> **LISTING**
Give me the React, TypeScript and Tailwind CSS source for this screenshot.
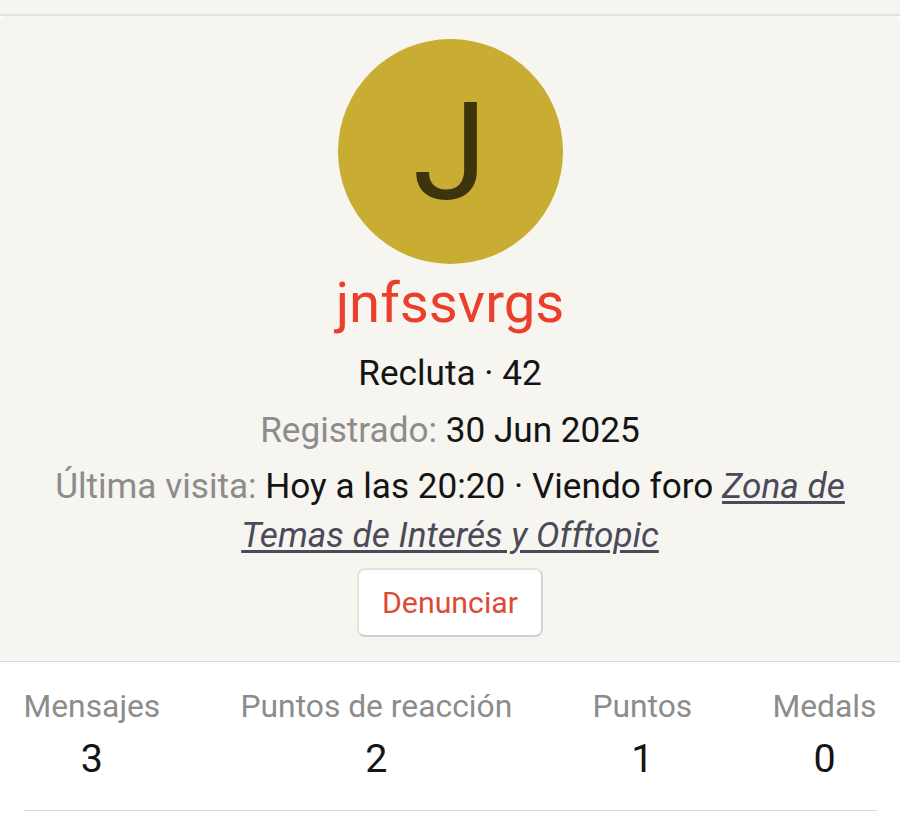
* * *
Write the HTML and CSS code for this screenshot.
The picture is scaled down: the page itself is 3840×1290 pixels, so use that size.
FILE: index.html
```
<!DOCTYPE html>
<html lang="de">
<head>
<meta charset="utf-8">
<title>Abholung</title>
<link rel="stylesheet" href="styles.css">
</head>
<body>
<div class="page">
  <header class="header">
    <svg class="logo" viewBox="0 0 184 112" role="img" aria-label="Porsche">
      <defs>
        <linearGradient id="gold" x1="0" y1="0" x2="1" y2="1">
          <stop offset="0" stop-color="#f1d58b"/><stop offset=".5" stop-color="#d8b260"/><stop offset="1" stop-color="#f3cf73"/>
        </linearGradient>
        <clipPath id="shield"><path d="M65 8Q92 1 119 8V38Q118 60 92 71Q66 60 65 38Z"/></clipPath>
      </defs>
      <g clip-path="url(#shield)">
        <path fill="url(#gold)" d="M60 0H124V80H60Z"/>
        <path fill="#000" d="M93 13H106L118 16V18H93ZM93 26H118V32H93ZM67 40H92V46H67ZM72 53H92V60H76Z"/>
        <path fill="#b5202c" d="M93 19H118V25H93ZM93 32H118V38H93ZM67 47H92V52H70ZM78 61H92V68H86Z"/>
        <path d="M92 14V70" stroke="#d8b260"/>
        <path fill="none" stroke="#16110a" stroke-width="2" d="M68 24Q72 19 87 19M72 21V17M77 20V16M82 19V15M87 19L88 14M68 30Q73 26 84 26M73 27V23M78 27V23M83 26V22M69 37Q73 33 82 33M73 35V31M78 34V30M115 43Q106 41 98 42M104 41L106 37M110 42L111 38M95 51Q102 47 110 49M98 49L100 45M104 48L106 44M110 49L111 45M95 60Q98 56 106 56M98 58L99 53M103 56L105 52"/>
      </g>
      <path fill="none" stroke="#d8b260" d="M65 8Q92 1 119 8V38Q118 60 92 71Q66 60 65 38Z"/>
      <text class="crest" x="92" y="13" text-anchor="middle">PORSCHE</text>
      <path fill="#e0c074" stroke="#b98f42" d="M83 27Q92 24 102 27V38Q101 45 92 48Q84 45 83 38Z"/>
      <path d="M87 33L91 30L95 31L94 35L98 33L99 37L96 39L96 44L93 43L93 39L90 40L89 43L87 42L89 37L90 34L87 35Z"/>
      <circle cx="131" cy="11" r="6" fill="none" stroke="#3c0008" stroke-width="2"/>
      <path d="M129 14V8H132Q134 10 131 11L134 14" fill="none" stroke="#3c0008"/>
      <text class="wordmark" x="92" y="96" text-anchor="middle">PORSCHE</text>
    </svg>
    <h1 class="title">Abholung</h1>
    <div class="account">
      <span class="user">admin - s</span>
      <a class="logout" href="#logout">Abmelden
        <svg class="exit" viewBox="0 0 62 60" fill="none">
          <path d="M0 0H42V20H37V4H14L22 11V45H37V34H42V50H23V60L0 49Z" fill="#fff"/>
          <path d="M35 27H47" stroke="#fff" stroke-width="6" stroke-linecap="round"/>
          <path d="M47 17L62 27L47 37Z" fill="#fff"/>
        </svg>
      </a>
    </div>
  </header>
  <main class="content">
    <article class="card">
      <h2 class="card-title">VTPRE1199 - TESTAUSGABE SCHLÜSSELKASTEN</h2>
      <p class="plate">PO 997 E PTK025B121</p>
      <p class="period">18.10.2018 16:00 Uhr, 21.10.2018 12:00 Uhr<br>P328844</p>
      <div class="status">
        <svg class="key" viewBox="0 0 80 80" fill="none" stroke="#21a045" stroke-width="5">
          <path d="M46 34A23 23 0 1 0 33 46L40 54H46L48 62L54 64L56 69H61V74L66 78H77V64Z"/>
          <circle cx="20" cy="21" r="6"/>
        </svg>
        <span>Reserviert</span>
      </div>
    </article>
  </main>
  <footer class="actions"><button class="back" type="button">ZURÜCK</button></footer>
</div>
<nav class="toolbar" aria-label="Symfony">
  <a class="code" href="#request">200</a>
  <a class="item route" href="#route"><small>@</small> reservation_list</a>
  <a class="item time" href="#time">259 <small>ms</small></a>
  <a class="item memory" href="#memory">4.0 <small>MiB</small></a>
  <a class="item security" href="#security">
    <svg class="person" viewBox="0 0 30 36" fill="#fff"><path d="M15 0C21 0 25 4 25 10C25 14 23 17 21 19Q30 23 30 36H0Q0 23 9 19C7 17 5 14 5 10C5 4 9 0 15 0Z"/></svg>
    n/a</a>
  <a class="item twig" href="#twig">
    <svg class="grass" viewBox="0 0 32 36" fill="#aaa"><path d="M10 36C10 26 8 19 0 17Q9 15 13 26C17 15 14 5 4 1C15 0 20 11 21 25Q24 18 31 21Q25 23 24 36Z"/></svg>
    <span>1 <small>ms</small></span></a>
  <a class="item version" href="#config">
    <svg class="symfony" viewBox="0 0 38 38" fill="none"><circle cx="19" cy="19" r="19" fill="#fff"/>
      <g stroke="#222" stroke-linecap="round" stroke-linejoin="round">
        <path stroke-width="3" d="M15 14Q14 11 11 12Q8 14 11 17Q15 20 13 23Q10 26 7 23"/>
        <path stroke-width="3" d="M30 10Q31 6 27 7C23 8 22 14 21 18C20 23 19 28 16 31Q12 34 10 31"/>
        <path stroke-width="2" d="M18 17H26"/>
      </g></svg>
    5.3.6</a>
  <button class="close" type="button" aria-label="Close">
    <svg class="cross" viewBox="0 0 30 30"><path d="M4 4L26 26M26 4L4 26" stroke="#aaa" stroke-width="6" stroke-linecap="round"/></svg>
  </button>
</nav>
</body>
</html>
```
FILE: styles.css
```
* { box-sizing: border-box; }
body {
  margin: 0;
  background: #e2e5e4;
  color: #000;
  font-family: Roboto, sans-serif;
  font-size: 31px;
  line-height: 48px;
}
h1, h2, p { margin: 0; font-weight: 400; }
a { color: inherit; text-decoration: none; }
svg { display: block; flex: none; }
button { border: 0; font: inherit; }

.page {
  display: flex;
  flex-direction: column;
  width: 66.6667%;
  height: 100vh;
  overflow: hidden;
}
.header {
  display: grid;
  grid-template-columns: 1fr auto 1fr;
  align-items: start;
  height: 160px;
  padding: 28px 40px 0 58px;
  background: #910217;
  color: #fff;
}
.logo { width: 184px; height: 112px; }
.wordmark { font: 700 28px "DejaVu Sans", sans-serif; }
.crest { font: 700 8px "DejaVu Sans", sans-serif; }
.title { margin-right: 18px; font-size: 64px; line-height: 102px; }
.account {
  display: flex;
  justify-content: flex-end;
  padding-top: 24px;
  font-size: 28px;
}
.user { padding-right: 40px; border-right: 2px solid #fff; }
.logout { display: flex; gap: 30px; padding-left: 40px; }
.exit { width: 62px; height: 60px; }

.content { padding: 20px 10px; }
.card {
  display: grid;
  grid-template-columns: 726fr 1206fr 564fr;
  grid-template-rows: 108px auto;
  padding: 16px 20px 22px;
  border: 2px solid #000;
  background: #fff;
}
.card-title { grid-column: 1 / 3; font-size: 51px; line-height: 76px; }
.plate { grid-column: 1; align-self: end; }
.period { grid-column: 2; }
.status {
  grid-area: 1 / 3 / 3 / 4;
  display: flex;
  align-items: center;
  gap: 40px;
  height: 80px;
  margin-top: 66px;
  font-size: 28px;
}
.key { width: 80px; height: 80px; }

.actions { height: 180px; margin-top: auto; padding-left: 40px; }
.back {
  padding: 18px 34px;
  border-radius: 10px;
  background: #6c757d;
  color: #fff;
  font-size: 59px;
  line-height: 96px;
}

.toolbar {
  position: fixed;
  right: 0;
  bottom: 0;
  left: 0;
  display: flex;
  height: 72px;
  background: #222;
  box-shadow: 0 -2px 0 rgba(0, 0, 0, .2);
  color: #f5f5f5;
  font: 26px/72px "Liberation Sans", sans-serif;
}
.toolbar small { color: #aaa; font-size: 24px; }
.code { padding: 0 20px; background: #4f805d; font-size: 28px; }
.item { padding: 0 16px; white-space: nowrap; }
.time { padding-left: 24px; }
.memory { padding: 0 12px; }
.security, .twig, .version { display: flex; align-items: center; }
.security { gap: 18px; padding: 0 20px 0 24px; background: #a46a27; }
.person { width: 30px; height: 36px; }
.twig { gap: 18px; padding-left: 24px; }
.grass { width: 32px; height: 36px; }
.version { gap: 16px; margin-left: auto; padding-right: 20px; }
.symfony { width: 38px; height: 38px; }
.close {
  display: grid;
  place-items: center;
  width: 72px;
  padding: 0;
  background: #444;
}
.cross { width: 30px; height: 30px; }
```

> **WHAT IS REQUIRED**
Pick out all the lines with the word "size" in them and copy them.

> **EXERCISE SOLUTION**
The picture is scaled down: the page itself is 3840×1290 pixels, so use that size.
  font-size: 31px;
.title { margin-right: 18px; font-size: 64px; line-height: 102px; }
  font-size: 28px;
.card-title { grid-column: 1 / 3; font-size: 51px; line-height: 76px; }
  font-size: 28px;
  font-size: 59px;
.toolbar small { color: #aaa; font-size: 24px; }
.code { padding: 0 20px; background: #4f805d; font-size: 28px; }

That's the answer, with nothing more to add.